# Required work:
Output the entries word for word. Omit images.

(Rows from a dataset of pages and code)
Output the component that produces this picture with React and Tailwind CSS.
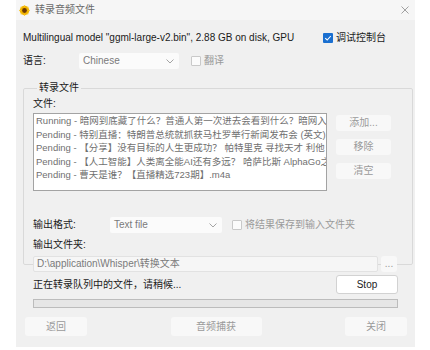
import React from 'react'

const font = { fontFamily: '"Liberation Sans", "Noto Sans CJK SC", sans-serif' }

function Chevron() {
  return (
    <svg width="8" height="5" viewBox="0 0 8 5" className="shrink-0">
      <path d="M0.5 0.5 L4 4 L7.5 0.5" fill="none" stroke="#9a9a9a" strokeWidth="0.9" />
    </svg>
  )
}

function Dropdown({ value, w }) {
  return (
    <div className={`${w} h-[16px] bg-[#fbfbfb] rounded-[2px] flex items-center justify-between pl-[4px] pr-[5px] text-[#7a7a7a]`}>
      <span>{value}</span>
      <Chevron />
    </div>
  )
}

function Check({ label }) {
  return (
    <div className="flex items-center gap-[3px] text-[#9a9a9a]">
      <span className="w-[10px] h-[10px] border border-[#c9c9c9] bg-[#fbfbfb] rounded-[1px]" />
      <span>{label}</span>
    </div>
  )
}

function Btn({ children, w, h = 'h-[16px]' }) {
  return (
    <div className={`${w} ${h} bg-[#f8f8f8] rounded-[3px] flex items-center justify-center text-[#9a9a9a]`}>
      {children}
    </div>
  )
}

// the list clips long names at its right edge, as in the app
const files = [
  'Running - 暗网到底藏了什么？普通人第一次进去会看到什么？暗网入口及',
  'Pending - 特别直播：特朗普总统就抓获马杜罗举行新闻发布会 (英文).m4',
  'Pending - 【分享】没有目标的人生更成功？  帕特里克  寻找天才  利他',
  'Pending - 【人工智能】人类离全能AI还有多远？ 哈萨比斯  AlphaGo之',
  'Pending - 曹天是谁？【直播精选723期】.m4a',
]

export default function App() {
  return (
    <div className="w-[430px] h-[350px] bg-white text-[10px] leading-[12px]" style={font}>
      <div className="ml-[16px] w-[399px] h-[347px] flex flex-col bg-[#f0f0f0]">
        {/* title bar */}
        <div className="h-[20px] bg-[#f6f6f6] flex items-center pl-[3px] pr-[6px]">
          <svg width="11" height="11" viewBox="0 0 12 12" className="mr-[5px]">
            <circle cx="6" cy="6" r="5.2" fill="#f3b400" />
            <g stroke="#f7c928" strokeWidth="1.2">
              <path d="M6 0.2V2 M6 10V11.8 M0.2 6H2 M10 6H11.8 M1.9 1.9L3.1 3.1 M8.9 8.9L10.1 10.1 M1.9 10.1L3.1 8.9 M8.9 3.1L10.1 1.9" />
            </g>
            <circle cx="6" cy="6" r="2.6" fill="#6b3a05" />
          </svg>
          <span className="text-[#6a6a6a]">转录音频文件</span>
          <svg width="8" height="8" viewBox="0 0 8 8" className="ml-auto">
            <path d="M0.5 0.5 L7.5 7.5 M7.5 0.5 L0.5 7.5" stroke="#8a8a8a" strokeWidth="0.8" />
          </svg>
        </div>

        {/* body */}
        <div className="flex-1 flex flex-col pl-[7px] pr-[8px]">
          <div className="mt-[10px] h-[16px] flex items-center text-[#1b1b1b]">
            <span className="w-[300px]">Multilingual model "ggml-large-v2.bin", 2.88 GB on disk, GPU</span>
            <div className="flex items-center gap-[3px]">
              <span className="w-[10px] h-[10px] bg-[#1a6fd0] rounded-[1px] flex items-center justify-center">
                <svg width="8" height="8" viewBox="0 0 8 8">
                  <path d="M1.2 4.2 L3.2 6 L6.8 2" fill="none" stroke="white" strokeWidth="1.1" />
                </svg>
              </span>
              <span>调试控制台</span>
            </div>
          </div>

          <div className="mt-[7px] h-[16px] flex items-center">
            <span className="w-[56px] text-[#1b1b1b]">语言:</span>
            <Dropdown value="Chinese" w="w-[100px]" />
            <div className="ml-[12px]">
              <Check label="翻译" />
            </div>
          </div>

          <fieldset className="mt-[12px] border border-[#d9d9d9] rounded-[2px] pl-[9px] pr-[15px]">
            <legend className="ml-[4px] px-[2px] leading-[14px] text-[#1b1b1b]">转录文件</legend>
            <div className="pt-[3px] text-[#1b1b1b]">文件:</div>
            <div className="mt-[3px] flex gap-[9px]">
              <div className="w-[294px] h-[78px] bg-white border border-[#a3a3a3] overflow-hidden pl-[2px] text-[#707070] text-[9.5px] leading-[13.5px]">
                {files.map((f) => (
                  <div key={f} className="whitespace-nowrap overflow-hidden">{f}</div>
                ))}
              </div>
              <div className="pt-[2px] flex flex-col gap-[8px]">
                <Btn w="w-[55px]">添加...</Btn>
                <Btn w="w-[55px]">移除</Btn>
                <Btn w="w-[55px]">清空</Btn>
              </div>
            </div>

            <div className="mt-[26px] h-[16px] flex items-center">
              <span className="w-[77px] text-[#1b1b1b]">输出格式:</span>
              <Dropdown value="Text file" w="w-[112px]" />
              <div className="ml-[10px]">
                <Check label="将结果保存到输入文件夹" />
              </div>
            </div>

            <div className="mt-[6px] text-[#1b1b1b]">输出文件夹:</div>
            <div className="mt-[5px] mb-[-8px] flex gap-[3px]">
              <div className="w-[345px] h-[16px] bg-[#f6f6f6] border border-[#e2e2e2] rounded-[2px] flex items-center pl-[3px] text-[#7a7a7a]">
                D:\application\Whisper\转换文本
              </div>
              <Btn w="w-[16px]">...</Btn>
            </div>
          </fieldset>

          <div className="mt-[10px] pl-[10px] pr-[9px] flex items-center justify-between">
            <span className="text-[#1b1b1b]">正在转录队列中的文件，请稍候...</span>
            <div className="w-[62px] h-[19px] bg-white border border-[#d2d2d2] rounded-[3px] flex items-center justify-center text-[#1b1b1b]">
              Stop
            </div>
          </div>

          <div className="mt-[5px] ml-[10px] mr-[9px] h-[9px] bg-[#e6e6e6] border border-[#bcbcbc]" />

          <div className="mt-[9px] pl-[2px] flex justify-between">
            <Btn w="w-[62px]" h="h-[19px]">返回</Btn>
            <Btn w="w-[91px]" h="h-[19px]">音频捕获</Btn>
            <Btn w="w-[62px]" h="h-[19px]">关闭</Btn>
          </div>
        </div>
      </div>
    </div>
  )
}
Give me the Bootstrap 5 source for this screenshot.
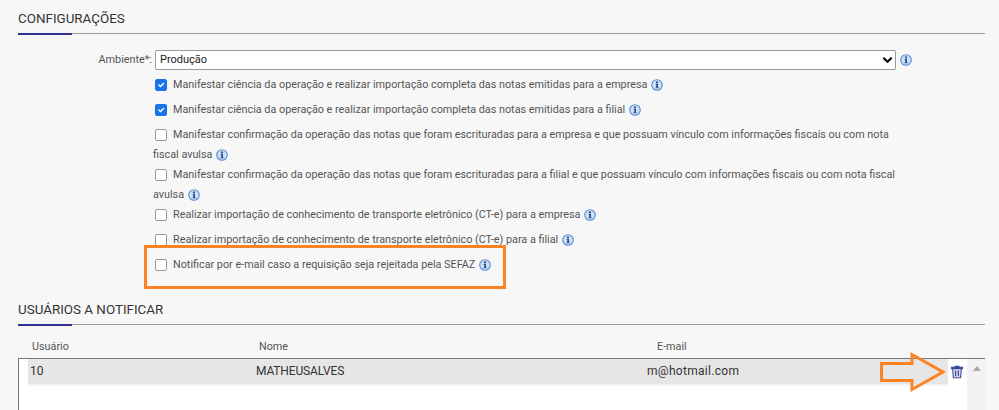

# Output for this task:
Output the component that produces this picture with React and Tailwind CSS.
import React from 'react'

const font = { fontFamily: '"Liberation Sans", "Noto Sans CJK SC", sans-serif' }

function Chevron() {
  return (
    <svg width="8" height="5" viewBox="0 0 8 5" className="shrink-0">
      <path d="M0.5 0.5 L4 4 L7.5 0.5" fill="none" stroke="#9a9a9a" strokeWidth="0.9" />
    </svg>
  )
}

function Dropdown({ value, w }) {
  return (
    <div className={`${w} h-[16px] bg-[#fbfbfb] rounded-[2px] flex items-center justify-between pl-[4px] pr-[5px] text-[#7a7a7a]`}>
      <span>{value}</span>
      <Chevron />
    </div>
  )
}

function Check({ label }) {
  return (
    <div className="flex items-center gap-[3px] text-[#9a9a9a]">
      <span className="w-[10px] h-[10px] border border-[#c9c9c9] bg-[#fbfbfb] rounded-[1px]" />
      <span>{label}</span>
    </div>
  )
}

function Btn({ children, w, h = 'h-[16px]' }) {
  return (
    <div className={`${w} ${h} bg-[#f8f8f8] rounded-[3px] flex items-center justify-center text-[#9a9a9a]`}>
      {children}
    </div>
  )
}

// the list clips long names at its right edge, as in the app
const files = [
  'Running - 暗网到底藏了什么？普通人第一次进去会看到什么？暗网入口及',
  'Pending - 特别直播：特朗普总统就抓获马杜罗举行新闻发布会 (英文).m4',
  'Pending - 【分享】没有目标的人生更成功？  帕特里克  寻找天才  利他',
  'Pending - 【人工智能】人类离全能AI还有多远？ 哈萨比斯  AlphaGo之',
  'Pending - 曹天是谁？【直播精选723期】.m4a',
]

export default function App() {
  return (
    <div className="w-[430px] h-[350px] bg-white text-[10px] leading-[12px]" style={font}>
      <div className="ml-[16px] w-[399px] h-[347px] flex flex-col bg-[#f0f0f0]">
        {/* title bar */}
        <div className="h-[20px] bg-[#f6f6f6] flex items-center pl-[3px] pr-[6px]">
          <svg width="11" height="11" viewBox="0 0 12 12" className="mr-[5px]">
            <circle cx="6" cy="6" r="5.2" fill="#f3b400" />
            <g stroke="#f7c928" strokeWidth="1.2">
              <path d="M6 0.2V2 M6 10V11.8 M0.2 6H2 M10 6H11.8 M1.9 1.9L3.1 3.1 M8.9 8.9L10.1 10.1 M1.9 10.1L3.1 8.9 M8.9 3.1L10.1 1.9" />
            </g>
            <circle cx="6" cy="6" r="2.6" fill="#6b3a05" />
          </svg>
          <span className="text-[#6a6a6a]">转录音频文件</span>
          <svg width="8" height="8" viewBox="0 0 8 8" className="ml-auto">
            <path d="M0.5 0.5 L7.5 7.5 M7.5 0.5 L0.5 7.5" stroke="#8a8a8a" strokeWidth="0.8" />
          </svg>
        </div>

        {/* body */}
        <div className="flex-1 flex flex-col pl-[7px] pr-[8px]">
          <div className="mt-[10px] h-[16px] flex items-center text-[#1b1b1b]">
            <span className="w-[300px]">Multilingual model "ggml-large-v2.bin", 2.88 GB on disk, GPU</span>
            <div className="flex items-center gap-[3px]">
              <span className="w-[10px] h-[10px] bg-[#1a6fd0] rounded-[1px] flex items-center justify-center">
                <svg width="8" height="8" viewBox="0 0 8 8">
                  <path d="M1.2 4.2 L3.2 6 L6.8 2" fill="none" stroke="white" strokeWidth="1.1" />
                </svg>
              </span>
              <span>调试控制台</span>
            </div>
          </div>

          <div className="mt-[7px] h-[16px] flex items-center">
            <span className="w-[56px] text-[#1b1b1b]">语言:</span>
            <Dropdown value="Chinese" w="w-[100px]" />
            <div className="ml-[12px]">
              <Check label="翻译" />
            </div>
          </div>

          <fieldset className="mt-[12px] border border-[#d9d9d9] rounded-[2px] pl-[9px] pr-[15px]">
            <legend className="ml-[4px] px-[2px] leading-[14px] text-[#1b1b1b]">转录文件</legend>
            <div className="pt-[3px] text-[#1b1b1b]">文件:</div>
            <div className="mt-[3px] flex gap-[9px]">
              <div className="w-[294px] h-[78px] bg-white border border-[#a3a3a3] overflow-hidden pl-[2px] text-[#707070] text-[9.5px] leading-[13.5px]">
                {files.map((f) => (
                  <div key={f} className="whitespace-nowrap overflow-hidden">{f}</div>
                ))}
              </div>
              <div className="pt-[2px] flex flex-col gap-[8px]">
                <Btn w="w-[55px]">添加...</Btn>
                <Btn w="w-[55px]">移除</Btn>
                <Btn w="w-[55px]">清空</Btn>
              </div>
            </div>

            <div className="mt-[26px] h-[16px] flex items-center">
              <span className="w-[77px] text-[#1b1b1b]">输出格式:</span>
              <Dropdown value="Text file" w="w-[112px]" />
              <div className="ml-[10px]">
                <Check label="将结果保存到输入文件夹" />
              </div>
            </div>

            <div className="mt-[6px] text-[#1b1b1b]">输出文件夹:</div>
            <div className="mt-[5px] mb-[-8px] flex gap-[3px]">
              <div className="w-[345px] h-[16px] bg-[#f6f6f6] border border-[#e2e2e2] rounded-[2px] flex items-center pl-[3px] text-[#7a7a7a]">
                D:\application\Whisper\转换文本
              </div>
              <Btn w="w-[16px]">...</Btn>
            </div>
          </fieldset>

          <div className="mt-[10px] pl-[10px] pr-[9px] flex items-center justify-between">
            <span className="text-[#1b1b1b]">正在转录队列中的文件，请稍候...</span>
            <div className="w-[62px] h-[19px] bg-white border border-[#d2d2d2] rounded-[3px] flex items-center justify-center text-[#1b1b1b]">
              Stop
            </div>
          </div>

          <div className="mt-[5px] ml-[10px] mr-[9px] h-[9px] bg-[#e6e6e6] border border-[#bcbcbc]" />

          <div className="mt-[9px] pl-[2px] flex justify-between">
            <Btn w="w-[62px]" h="h-[19px]">返回</Btn>
            <Btn w="w-[91px]" h="h-[19px]">音频捕获</Btn>
            <Btn w="w-[62px]" h="h-[19px]">关闭</Btn>
          </div>
        </div>
      </div>
    </div>
  )
}
Give me the Bootstrap 5 source for this screenshot.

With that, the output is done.